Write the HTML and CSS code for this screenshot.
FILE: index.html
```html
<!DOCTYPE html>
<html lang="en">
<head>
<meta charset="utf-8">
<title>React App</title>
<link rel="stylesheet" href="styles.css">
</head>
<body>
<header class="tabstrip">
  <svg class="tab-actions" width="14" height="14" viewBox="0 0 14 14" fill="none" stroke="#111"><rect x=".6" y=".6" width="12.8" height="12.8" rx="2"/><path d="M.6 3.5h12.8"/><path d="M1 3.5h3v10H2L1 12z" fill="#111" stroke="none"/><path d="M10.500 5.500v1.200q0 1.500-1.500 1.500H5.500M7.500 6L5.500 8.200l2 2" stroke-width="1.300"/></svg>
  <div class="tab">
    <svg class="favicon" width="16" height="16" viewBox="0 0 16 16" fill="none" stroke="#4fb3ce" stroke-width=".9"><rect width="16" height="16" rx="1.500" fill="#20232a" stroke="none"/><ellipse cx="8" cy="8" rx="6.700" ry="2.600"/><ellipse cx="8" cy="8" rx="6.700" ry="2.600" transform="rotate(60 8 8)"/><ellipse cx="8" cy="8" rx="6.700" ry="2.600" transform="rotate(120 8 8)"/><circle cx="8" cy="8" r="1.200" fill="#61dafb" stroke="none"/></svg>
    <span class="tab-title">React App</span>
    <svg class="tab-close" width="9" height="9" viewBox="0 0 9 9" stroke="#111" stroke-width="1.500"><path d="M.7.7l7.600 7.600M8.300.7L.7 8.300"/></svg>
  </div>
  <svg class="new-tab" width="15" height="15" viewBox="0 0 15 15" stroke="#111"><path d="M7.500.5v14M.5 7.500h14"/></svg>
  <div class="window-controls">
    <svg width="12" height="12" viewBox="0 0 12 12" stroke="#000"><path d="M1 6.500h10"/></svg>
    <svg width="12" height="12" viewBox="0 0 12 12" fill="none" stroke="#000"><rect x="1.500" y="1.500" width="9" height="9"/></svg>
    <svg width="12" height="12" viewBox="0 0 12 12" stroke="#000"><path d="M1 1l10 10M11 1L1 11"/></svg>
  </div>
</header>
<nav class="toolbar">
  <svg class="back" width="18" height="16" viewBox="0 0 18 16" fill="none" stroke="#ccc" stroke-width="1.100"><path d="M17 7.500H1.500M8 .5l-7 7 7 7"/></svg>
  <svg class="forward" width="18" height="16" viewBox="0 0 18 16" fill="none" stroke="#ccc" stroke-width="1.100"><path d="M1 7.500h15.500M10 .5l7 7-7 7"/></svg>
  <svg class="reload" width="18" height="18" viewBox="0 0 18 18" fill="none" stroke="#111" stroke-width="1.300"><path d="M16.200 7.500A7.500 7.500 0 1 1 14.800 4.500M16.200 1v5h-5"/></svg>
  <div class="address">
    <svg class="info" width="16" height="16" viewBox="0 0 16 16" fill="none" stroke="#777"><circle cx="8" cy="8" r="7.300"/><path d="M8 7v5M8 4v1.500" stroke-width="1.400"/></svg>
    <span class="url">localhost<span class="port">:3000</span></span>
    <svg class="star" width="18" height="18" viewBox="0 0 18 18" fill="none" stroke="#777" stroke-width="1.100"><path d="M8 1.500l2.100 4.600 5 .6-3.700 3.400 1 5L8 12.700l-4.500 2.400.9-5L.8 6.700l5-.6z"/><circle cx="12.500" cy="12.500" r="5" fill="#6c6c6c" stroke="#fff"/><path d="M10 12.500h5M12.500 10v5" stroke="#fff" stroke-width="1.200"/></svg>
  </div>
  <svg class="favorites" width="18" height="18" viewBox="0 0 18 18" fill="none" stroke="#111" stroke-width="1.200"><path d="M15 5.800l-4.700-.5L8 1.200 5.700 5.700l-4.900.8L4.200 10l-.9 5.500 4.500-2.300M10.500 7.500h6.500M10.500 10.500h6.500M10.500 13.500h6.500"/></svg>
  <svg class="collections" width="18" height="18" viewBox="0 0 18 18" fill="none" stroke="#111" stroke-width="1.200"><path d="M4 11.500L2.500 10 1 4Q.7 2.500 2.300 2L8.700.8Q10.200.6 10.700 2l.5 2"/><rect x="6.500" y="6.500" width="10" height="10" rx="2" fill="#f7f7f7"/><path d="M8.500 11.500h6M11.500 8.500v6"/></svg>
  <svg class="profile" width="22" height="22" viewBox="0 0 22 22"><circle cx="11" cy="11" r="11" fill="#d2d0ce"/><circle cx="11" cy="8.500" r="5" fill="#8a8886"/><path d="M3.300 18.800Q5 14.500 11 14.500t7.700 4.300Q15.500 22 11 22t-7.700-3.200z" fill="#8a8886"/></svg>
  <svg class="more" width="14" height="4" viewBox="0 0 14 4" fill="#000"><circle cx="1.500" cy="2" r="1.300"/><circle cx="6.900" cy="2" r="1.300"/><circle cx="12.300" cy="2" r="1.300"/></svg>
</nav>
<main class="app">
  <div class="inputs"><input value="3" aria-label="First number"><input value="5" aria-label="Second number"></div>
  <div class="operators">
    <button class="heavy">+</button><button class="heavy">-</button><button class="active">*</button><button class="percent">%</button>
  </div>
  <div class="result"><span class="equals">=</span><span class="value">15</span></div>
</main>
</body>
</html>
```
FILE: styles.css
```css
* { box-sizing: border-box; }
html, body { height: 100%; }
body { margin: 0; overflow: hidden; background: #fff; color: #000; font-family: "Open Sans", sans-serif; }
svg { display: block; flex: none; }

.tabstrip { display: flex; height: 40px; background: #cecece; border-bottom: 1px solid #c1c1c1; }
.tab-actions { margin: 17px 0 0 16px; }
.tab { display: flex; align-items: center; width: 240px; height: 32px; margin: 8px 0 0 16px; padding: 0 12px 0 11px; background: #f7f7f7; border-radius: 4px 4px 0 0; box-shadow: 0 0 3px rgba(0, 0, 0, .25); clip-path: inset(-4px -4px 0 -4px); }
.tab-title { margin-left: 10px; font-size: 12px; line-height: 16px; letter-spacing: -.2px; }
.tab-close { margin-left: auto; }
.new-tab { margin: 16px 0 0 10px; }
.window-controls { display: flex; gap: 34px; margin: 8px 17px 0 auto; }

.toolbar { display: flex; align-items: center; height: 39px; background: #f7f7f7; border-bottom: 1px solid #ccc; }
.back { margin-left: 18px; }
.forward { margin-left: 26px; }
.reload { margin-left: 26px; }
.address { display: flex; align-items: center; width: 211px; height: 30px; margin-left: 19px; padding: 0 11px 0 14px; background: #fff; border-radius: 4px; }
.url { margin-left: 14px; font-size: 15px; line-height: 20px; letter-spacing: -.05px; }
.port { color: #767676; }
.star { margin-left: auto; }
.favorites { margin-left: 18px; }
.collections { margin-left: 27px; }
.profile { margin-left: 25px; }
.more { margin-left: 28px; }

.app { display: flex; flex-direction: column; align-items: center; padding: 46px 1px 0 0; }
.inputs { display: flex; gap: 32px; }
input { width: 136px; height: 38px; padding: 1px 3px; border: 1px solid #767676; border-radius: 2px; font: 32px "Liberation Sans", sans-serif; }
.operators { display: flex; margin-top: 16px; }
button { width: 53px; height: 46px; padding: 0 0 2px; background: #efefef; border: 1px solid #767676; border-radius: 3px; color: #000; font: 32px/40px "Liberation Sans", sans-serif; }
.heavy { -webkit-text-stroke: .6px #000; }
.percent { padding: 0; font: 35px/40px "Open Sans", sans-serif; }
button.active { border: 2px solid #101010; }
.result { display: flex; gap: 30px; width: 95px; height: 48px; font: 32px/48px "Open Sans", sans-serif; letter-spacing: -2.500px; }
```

### Problem statement
Write the data back out verbatim.

### Answer for the task
Write the HTML and CSS code for this screenshot.
FILE: index.html
```html
<!DOCTYPE html>
<html lang="en">
<head>
<meta charset="utf-8">
<title>React App</title>
<link rel="stylesheet" href="styles.css">
</head>
<body>
<header class="tabstrip">
  <svg class="tab-actions" width="14" height="14" viewBox="0 0 14 14" fill="none" stroke="#111"><rect x=".6" y=".6" width="12.8" height="12.8" rx="2"/><path d="M.6 3.5h12.8"/><path d="M1 3.5h3v10H2L1 12z" fill="#111" stroke="none"/><path d="M10.500 5.500v1.200q0 1.500-1.500 1.500H5.500M7.500 6L5.500 8.200l2 2" stroke-width="1.300"/></svg>
  <div class="tab">
    <svg class="favicon" width="16" height="16" viewBox="0 0 16 16" fill="none" stroke="#4fb3ce" stroke-width=".9"><rect width="16" height="16" rx="1.500" fill="#20232a" stroke="none"/><ellipse cx="8" cy="8" rx="6.700" ry="2.600"/><ellipse cx="8" cy="8" rx="6.700" ry="2.600" transform="rotate(60 8 8)"/><ellipse cx="8" cy="8" rx="6.700" ry="2.600" transform="rotate(120 8 8)"/><circle cx="8" cy="8" r="1.200" fill="#61dafb" stroke="none"/></svg>
    <span class="tab-title">React App</span>
    <svg class="tab-close" width="9" height="9" viewBox="0 0 9 9" stroke="#111" stroke-width="1.500"><path d="M.7.7l7.600 7.600M8.300.7L.7 8.300"/></svg>
  </div>
  <svg class="new-tab" width="15" height="15" viewBox="0 0 15 15" stroke="#111"><path d="M7.500.5v14M.5 7.500h14"/></svg>
  <div class="window-controls">
    <svg width="12" height="12" viewBox="0 0 12 12" stroke="#000"><path d="M1 6.500h10"/></svg>
    <svg width="12" height="12" viewBox="0 0 12 12" fill="none" stroke="#000"><rect x="1.500" y="1.500" width="9" height="9"/></svg>
    <svg width="12" height="12" viewBox="0 0 12 12" stroke="#000"><path d="M1 1l10 10M11 1L1 11"/></svg>
  </div>
</header>
<nav class="toolbar">
  <svg class="back" width="18" height="16" viewBox="0 0 18 16" fill="none" stroke="#ccc" stroke-width="1.100"><path d="M17 7.500H1.500M8 .5l-7 7 7 7"/></svg>
  <svg class="forward" width="18" height="16" viewBox="0 0 18 16" fill="none" stroke="#ccc" stroke-width="1.100"><path d="M1 7.500h15.500M10 .5l7 7-7 7"/></svg>
  <svg class="reload" width="18" height="18" viewBox="0 0 18 18" fill="none" stroke="#111" stroke-width="1.300"><path d="M16.200 7.500A7.500 7.500 0 1 1 14.800 4.500M16.200 1v5h-5"/></svg>
  <div class="address">
    <svg class="info" width="16" height="16" viewBox="0 0 16 16" fill="none" stroke="#777"><circle cx="8" cy="8" r="7.300"/><path d="M8 7v5M8 4v1.500" stroke-width="1.400"/></svg>
    <span class="url">localhost<span class="port">:3000</span></span>
    <svg class="star" width="18" height="18" viewBox="0 0 18 18" fill="none" stroke="#777" stroke-width="1.100"><path d="M8 1.500l2.100 4.600 5 .6-3.700 3.400 1 5L8 12.700l-4.500 2.400.9-5L.8 6.700l5-.6z"/><circle cx="12.500" cy="12.500" r="5" fill="#6c6c6c" stroke="#fff"/><path d="M10 12.500h5M12.500 10v5" stroke="#fff" stroke-width="1.200"/></svg>
  </div>
  <svg class="favorites" width="18" height="18" viewBox="0 0 18 18" fill="none" stroke="#111" stroke-width="1.200"><path d="M15 5.800l-4.700-.5L8 1.200 5.700 5.700l-4.900.8L4.200 10l-.9 5.500 4.500-2.300M10.500 7.500h6.500M10.500 10.500h6.500M10.500 13.500h6.500"/></svg>
  <svg class="collections" width="18" height="18" viewBox="0 0 18 18" fill="none" stroke="#111" stroke-width="1.200"><path d="M4 11.500L2.500 10 1 4Q.7 2.500 2.300 2L8.700.8Q10.200.6 10.700 2l.5 2"/><rect x="6.500" y="6.500" width="10" height="10" rx="2" fill="#f7f7f7"/><path d="M8.500 11.500h6M11.500 8.500v6"/></svg>
  <svg class="profile" width="22" height="22" viewBox="0 0 22 22"><circle cx="11" cy="11" r="11" fill="#d2d0ce"/><circle cx="11" cy="8.500" r="5" fill="#8a8886"/><path d="M3.300 18.800Q5 14.500 11 14.500t7.700 4.300Q15.500 22 11 22t-7.700-3.200z" fill="#8a8886"/></svg>
  <svg class="more" width="14" height="4" viewBox="0 0 14 4" fill="#000"><circle cx="1.500" cy="2" r="1.300"/><circle cx="6.900" cy="2" r="1.300"/><circle cx="12.300" cy="2" r="1.300"/></svg>
</nav>
<main class="app">
  <div class="inputs"><input value="3" aria-label="First number"><input value="5" aria-label="Second number"></div>
  <div class="operators">
    <button class="heavy">+</button><button class="heavy">-</button><button class="active">*</button><button class="percent">%</button>
  </div>
  <div class="result"><span class="equals">=</span><span class="value">15</span></div>
</main>
</body>
</html>
```
FILE: styles.css
```css
* { box-sizing: border-box; }
html, body { height: 100%; }
body { margin: 0; overflow: hidden; background: #fff; color: #000; font-family: "Open Sans", sans-serif; }
svg { display: block; flex: none; }

.tabstrip { display: flex; height: 40px; background: #cecece; border-bottom: 1px solid #c1c1c1; }
.tab-actions { margin: 17px 0 0 16px; }
.tab { display: flex; align-items: center; width: 240px; height: 32px; margin: 8px 0 0 16px; padding: 0 12px 0 11px; background: #f7f7f7; border-radius: 4px 4px 0 0; box-shadow: 0 0 3px rgba(0, 0, 0, .25); clip-path: inset(-4px -4px 0 -4px); }
.tab-title { margin-left: 10px; font-size: 12px; line-height: 16px; letter-spacing: -.2px; }
.tab-close { margin-left: auto; }
.new-tab { margin: 16px 0 0 10px; }
.window-controls { display: flex; gap: 34px; margin: 8px 17px 0 auto; }

.toolbar { display: flex; align-items: center; height: 39px; background: #f7f7f7; border-bottom: 1px solid #ccc; }
.back { margin-left: 18px; }
.forward { margin-left: 26px; }
.reload { margin-left: 26px; }
.address { display: flex; align-items: center; width: 211px; height: 30px; margin-left: 19px; padding: 0 11px 0 14px; background: #fff; border-radius: 4px; }
.url { margin-left: 14px; font-size: 15px; line-height: 20px; letter-spacing: -.05px; }
.port { color: #767676; }
.star { margin-left: auto; }
.favorites { margin-left: 18px; }
.collections { margin-left: 27px; }
.profile { margin-left: 25px; }
.more { margin-left: 28px; }

.app { display: flex; flex-direction: column; align-items: center; padding: 46px 1px 0 0; }
.inputs { display: flex; gap: 32px; }
input { width: 136px; height: 38px; padding: 1px 3px; border: 1px solid #767676; border-radius: 2px; font: 32px "Liberation Sans", sans-serif; }
.operators { display: flex; margin-top: 16px; }
button { width: 53px; height: 46px; padding: 0 0 2px; background: #efefef; border: 1px solid #767676; border-radius: 3px; color: #000; font: 32px/40px "Liberation Sans", sans-serif; }
.heavy { -webkit-text-stroke: .6px #000; }
.percent { padding: 0; font: 35px/40px "Open Sans", sans-serif; }
button.active { border: 2px solid #101010; }
.result { display: flex; gap: 30px; width: 95px; height: 48px; font: 32px/48px "Open Sans", sans-serif; letter-spacing: -2.500px; }
```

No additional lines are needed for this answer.